Let’s say Napier fully flames out and the Gators need to replace him. Who, exactly, will be making that decision?

Athletic director Scott Stricklin should have been jettisoned years ago and cannot be allowed to hire a third football coach. Yet the political appointee who briefly served as UF president — while running through millions of dollars and funneling money to his friends — is out. Kent Fuchs is back serving in an interim capacity. Would he fire Stricklin? Is he capable of hiring a replacement? Will he be empowered to do so by the board?

Napier inherited an absolute mess. (The revisionist history spewed about Dan Mullen’s preceding tenure at Florida reached truly ridiculous levels Saturday night.) But he was tasked with rebuilding the program and cleaning up that mess — not reorganizing it in accordion folders like the Penske file.

What good do 107 analysts and staff members serve if a team is unable to recruit top-10 talent and either unwilling to adjust its coaching philosophy or unable to recognize its plainly visible failures? Why are the Gators still behind the eight-ball as an entire program — focused on staff size and unwanted stadium renovations as opposed to NIL and talent acquisition — compared to the rest of the nation’s top teams?

Florida thrived when it was the Pied Piper of college football on and off the field; these days, it plays follow the leader … by half a decade at a time.

Sure, Napier’s top-down rebuild has created an internal structure around the Gators football program that could theoretically set it up to succeed in the future.
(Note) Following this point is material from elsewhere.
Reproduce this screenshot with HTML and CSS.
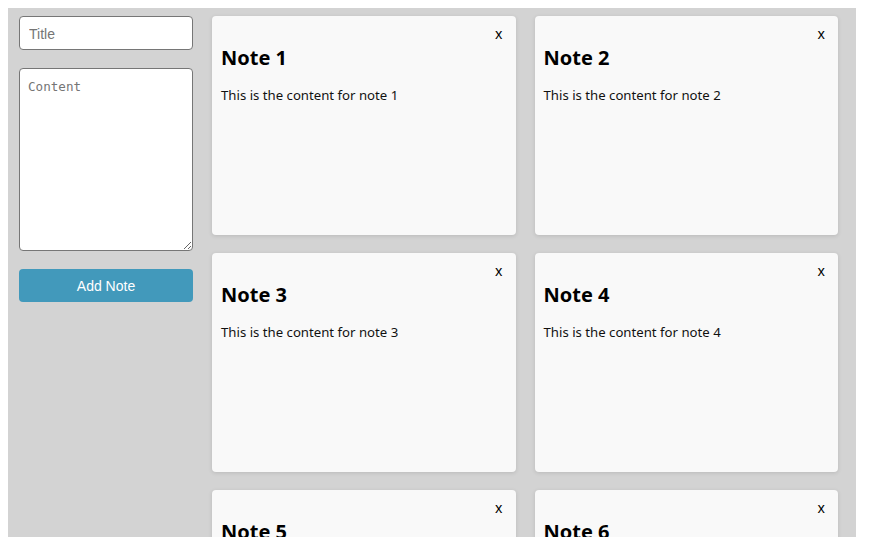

There’s no doubt he’s a good man, and there’s no doubt he has put in significant work to the best of his ability aimed at achieving success.

And yet, barring a course reversal the likes of which are rarely seen in college football, there simply does not seem to be a realistic path forward under Florida’s current regime. Perhaps the black polo shirts Napier has steadfastly worn for three years have been a harbinger this entire time.

Napier did not initiate the decline of Gators football, but he does not appear capable of stopping it, either.